> **Given request**: Repeat, exactly and in full, the lines of the listing below, but without any pictures.
# Start of Data lines
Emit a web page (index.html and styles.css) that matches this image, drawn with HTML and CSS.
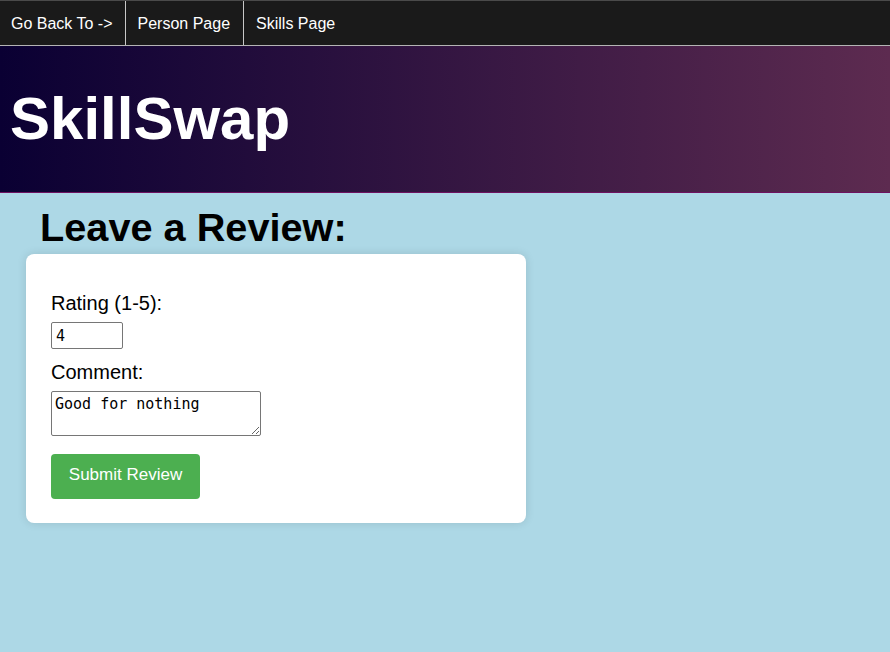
FILE: index.html
```html
<!DOCTYPE html>
<html>
<head>
<meta charset="utf-8">
<title>SkillSwap</title>
<link rel="stylesheet" href="styles.css">
</head>
<body>
<nav class="topnav">
  <a class="nav-link" href="#">Go Back To -&gt;</a>
  <a class="nav-link" href="#">Person Page</a>
  <a class="nav-link" href="#">Skills Page</a>
</nav>
<header class="banner">
  <h1 class="brand">SkillSwap</h1>
</header>
<main class="content">
  <h2 class="page-title">Leave a Review:</h2>
  <form class="review-card">
    <label class="field-label" for="rating">Rating (1-5):</label>
    <input class="rating-input" id="rating" type="text" value="4">
    <label class="field-label" for="comment">Comment:</label>
    <textarea class="comment-input" id="comment">Good for nothing</textarea>
    <button class="submit-btn" type="button">Submit Review</button>
  </form>
</main>
</body>
</html>
```
FILE: styles.css
```css
html, body {
  margin: 0;
  padding: 0;
}
body {
  background: #add8e6;
  font-family: "Liberation Sans", Arial, sans-serif;
  color: #000;
  min-height: 652px;
}
.topnav {
  display: flex;
  height: 44px;
  background: #1a1a1a;
  border-top: 1px solid #4a4a4a;
  border-bottom: 1px solid #b4b4b4;
}
.nav-link {
  display: flex;
  align-items: center;
  padding: 2px 13px 0 12px;
  color: #fff;
  text-decoration: none;
  font-size: 16px;
  border-right: 1px solid #c8c8c8;
}
.nav-link:first-child {
  padding-left: 11px;
  padding-right: 12px;
}
.nav-link:last-child {
  border-right: none;
}
.banner {
  height: 146px;
  background: linear-gradient(to right, #0a0033, #5d2b50);
  border-bottom: 1px solid #6e1260;
  display: flex;
  align-items: center;
}
.brand {
  margin: 0 0 0 10px;
  color: #fff;
  font-size: 60px;
  font-weight: bold;
  line-height: 1;
}
.content {
  padding: 11px 0 0 26px;
}
.page-title {
  margin: 0 0 4px 14px;
  font-size: 39.7px;
  font-weight: bold;
  line-height: 46px;
}
.review-card {
  box-sizing: border-box;
  width: 500px;
  background: #fff;
  border-radius: 8px;
  box-shadow: 0 0 10px rgba(0, 0, 0, 0.12);
  padding: 38px 25px 24px;
  display: flex;
  flex-direction: column;
  align-items: flex-start;
}
.field-label {
  font-size: 20px;
  line-height: 23px;
  margin-bottom: 7px;
}
.rating-input {
  box-sizing: border-box;
  width: 72px;
  height: 27px;
  font-family: "DejaVu Sans Mono", "Liberation Mono", monospace;
  font-size: 15px;
  padding: 2px 4px;
  border: 1px solid #767676;
  border-radius: 2px;
  margin-bottom: 12px;
}
.comment-input {
  box-sizing: border-box;
  width: 210px;
  height: 45px;
  font-family: "DejaVu Sans Mono", "Liberation Mono", monospace;
  font-size: 15px;
  line-height: 18px;
  padding: 3px 3px;
  border: 1px solid #767676;
  border-radius: 2px;
  margin: 0 0 18px;
  resize: both;
}
.submit-btn {
  width: 149px;
  height: 45px;
  padding: 0 0 3px;
  background: #4caf50;
  color: #fff;
  border: none;
  border-radius: 4px;
  font-family: "Liberation Sans", Arial, sans-serif;
  font-size: 17px;
  cursor: pointer;
}
```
# End of Data lines
> **Correct output**:
Emit a web page (index.html and styles.css) that matches this image, drawn with HTML and CSS.
FILE: index.html
```html
<!DOCTYPE html>
<html>
<head>
<meta charset="utf-8">
<title>SkillSwap</title>
<link rel="stylesheet" href="styles.css">
</head>
<body>
<nav class="topnav">
  <a class="nav-link" href="#">Go Back To -&gt;</a>
  <a class="nav-link" href="#">Person Page</a>
  <a class="nav-link" href="#">Skills Page</a>
</nav>
<header class="banner">
  <h1 class="brand">SkillSwap</h1>
</header>
<main class="content">
  <h2 class="page-title">Leave a Review:</h2>
  <form class="review-card">
    <label class="field-label" for="rating">Rating (1-5):</label>
    <input class="rating-input" id="rating" type="text" value="4">
    <label class="field-label" for="comment">Comment:</label>
    <textarea class="comment-input" id="comment">Good for nothing</textarea>
    <button class="submit-btn" type="button">Submit Review</button>
  </form>
</main>
</body>
</html>
```
FILE: styles.css
```css
html, body {
  margin: 0;
  padding: 0;
}
body {
  background: #add8e6;
  font-family: "Liberation Sans", Arial, sans-serif;
  color: #000;
  min-height: 652px;
}
.topnav {
  display: flex;
  height: 44px;
  background: #1a1a1a;
  border-top: 1px solid #4a4a4a;
  border-bottom: 1px solid #b4b4b4;
}
.nav-link {
  display: flex;
  align-items: center;
  padding: 2px 13px 0 12px;
  color: #fff;
  text-decoration: none;
  font-size: 16px;
  border-right: 1px solid #c8c8c8;
}
.nav-link:first-child {
  padding-left: 11px;
  padding-right: 12px;
}
.nav-link:last-child {
  border-right: none;
}
.banner {
  height: 146px;
  background: linear-gradient(to right, #0a0033, #5d2b50);
  border-bottom: 1px solid #6e1260;
  display: flex;
  align-items: center;
}
.brand {
  margin: 0 0 0 10px;
  color: #fff;
  font-size: 60px;
  font-weight: bold;
  line-height: 1;
}
.content {
  padding: 11px 0 0 26px;
}
.page-title {
  margin: 0 0 4px 14px;
  font-size: 39.7px;
  font-weight: bold;
  line-height: 46px;
}
.review-card {
  box-sizing: border-box;
  width: 500px;
  background: #fff;
  border-radius: 8px;
  box-shadow: 0 0 10px rgba(0, 0, 0, 0.12);
  padding: 38px 25px 24px;
  display: flex;
  flex-direction: column;
  align-items: flex-start;
}
.field-label {
  font-size: 20px;
  line-height: 23px;
  margin-bottom: 7px;
}
.rating-input {
  box-sizing: border-box;
  width: 72px;
  height: 27px;
  font-family: "DejaVu Sans Mono", "Liberation Mono", monospace;
  font-size: 15px;
  padding: 2px 4px;
  border: 1px solid #767676;
  border-radius: 2px;
  margin-bottom: 12px;
}
.comment-input {
  box-sizing: border-box;
  width: 210px;
  height: 45px;
  font-family: "DejaVu Sans Mono", "Liberation Mono", monospace;
  font-size: 15px;
  line-height: 18px;
  padding: 3px 3px;
  border: 1px solid #767676;
  border-radius: 2px;
  margin: 0 0 18px;
  resize: both;
}
.submit-btn {
  width: 149px;
  height: 45px;
  padding: 0 0 3px;
  background: #4caf50;
  color: #fff;
  border: none;
  border-radius: 4px;
  font-family: "Liberation Sans", Arial, sans-serif;
  font-size: 17px;
  cursor: pointer;
}
```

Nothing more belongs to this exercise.